An enemy that contends with or resists; an antagonist or opponent. The Hebrew word for “adversary” (tsar) comes from a root meaning “harass; show hostility to.” (Nu 25:18; Ps 129:1) The Greek word an·tiʹdi·kos primarily refers to an “adversary at law” in a legal case (Lu 12:58; 18:3), but it can refer to others who are adversaries, or enemies, as in 1 Peter 5:8.
The most wicked Adversary, Satan the Devil, caused men and angels (see DEMON) to join his opposition to God and man. Satan first showed his opposition in the garden of Eden, where, through cruel and underhanded action, he led Eve and then Adam into a course of rebellion that brought sin and death upon all mankind. In the courts of heaven Satan displayed his antagonism, charging Jehovah with bribing Job for his loyalty, a charge which became an issue of universal importance.—Job 1:6-11; 2:1-5; see SATAN.
Worshipers of Jehovah in all ages have endured similar opposition from the Adversary by means of his agents. For example, when the remnant of God’s people returned from Babylon, there were those who tried to prevent rebuilding the temple and the city wall. (Ezr 4:1; Ne 4:11) Hateful Haman, having the spirit of the Devil, proved to be a wicked adversary of the Jews in the days of Queen Esther. (Es 7:6) Christians today must be alert, watchful, on guard, and must put up a hard fight for the faith against the Adversary’s machinations. (Eph 6:11, 12; Jude 3) Peter counsels: “Keep your senses, be watchful. Your adversary, the Devil, walks about like a roaring lion, seeking to devour someone. But take your stand against him, solid in the faith.” (1Pe 5:8, 9) Eventually Jehovah’s power will triumph over all opposers.—Jer 30:16; Mic 5:9.

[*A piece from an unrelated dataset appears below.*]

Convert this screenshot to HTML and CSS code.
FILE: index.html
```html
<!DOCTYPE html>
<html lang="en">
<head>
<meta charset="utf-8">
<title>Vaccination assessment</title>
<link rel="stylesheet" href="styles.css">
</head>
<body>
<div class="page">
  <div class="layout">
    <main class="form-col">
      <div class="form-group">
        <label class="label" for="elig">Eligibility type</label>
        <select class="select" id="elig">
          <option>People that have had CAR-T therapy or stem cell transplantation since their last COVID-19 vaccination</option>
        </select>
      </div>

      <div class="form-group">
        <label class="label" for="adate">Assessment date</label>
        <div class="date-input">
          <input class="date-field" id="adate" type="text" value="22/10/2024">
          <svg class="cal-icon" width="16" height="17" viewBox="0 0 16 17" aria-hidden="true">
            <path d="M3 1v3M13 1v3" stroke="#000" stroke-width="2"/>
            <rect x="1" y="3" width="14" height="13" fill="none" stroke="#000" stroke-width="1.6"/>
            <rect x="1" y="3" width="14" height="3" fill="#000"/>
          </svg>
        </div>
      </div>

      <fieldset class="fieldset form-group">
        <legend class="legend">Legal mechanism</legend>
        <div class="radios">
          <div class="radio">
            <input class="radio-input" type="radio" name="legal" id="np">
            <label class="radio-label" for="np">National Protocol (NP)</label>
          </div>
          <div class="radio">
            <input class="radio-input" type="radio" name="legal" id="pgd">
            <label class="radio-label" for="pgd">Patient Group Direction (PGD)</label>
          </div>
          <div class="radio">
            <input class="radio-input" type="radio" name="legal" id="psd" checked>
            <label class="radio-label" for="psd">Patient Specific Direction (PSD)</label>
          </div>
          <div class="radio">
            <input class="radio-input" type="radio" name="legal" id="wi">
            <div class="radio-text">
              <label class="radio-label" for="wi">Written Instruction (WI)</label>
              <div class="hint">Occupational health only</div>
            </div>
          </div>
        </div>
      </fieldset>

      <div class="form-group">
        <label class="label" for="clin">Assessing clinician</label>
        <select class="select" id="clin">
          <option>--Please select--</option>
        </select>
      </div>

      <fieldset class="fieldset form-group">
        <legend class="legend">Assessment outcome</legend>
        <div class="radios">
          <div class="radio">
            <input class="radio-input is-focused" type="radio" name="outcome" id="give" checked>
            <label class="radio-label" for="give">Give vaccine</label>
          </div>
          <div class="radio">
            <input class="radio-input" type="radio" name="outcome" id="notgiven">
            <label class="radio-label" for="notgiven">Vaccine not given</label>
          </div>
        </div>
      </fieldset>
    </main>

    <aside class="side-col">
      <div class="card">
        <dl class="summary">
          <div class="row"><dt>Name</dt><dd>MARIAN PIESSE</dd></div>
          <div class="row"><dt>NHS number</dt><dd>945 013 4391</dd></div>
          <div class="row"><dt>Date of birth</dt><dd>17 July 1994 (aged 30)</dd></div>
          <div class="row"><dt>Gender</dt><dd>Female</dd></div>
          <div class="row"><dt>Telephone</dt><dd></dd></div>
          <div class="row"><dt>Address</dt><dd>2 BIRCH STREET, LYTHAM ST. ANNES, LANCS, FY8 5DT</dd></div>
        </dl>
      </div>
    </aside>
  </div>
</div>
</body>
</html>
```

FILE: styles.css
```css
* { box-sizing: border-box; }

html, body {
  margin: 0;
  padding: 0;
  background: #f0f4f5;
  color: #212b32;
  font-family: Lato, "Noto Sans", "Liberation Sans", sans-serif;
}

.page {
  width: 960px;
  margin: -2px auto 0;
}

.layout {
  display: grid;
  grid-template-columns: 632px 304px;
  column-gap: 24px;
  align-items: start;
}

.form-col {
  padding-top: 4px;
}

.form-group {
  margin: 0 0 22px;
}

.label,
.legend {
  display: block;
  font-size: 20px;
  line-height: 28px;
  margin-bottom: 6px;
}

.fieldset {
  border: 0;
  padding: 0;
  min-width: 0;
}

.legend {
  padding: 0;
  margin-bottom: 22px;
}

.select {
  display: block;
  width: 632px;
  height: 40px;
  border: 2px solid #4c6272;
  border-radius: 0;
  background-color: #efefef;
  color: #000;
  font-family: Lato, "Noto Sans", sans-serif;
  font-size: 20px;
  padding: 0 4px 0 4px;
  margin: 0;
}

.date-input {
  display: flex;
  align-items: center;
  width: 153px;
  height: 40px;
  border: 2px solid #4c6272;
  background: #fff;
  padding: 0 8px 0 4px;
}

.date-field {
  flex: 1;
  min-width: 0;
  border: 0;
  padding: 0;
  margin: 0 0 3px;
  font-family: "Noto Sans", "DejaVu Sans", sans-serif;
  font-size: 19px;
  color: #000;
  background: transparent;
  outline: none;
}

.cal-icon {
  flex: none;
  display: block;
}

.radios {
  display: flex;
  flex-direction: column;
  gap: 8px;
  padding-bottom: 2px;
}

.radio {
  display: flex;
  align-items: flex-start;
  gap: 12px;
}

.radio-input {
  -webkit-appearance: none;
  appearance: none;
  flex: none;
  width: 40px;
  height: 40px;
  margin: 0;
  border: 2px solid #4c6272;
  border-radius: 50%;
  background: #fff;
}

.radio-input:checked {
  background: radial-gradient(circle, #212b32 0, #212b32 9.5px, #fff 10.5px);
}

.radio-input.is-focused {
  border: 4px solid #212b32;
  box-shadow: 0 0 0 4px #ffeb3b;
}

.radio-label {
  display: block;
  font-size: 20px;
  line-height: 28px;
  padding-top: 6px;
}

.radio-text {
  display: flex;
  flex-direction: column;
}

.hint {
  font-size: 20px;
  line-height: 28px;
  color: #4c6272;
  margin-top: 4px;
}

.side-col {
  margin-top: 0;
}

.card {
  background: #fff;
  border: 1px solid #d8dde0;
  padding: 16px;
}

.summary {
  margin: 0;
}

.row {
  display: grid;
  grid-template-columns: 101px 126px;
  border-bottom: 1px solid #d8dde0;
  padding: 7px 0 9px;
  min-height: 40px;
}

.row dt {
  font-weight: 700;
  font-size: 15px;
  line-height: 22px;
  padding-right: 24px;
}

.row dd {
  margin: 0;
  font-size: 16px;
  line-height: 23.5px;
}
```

When God’s people were unfaithful he allowed their adversaries to plunder and defeat them. (Ps 89:42; La 1:5, 7, 10, 17; 2:17; 4:12) The enemy, however, drew wrong conclusions from these victories, taking credit for themselves and praising their gods or feeling that they would not be called to account for the way they treated Jehovah’s people. (De 32:27; Jer 50:7) Jehovah was therefore obliged to humble these proud and boasting adversaries (Isa 1:24; 26:11; 59:18; Na 1:2); and this he did for his holy name’s sake.—Isa 64:2; Eze 36:21-24.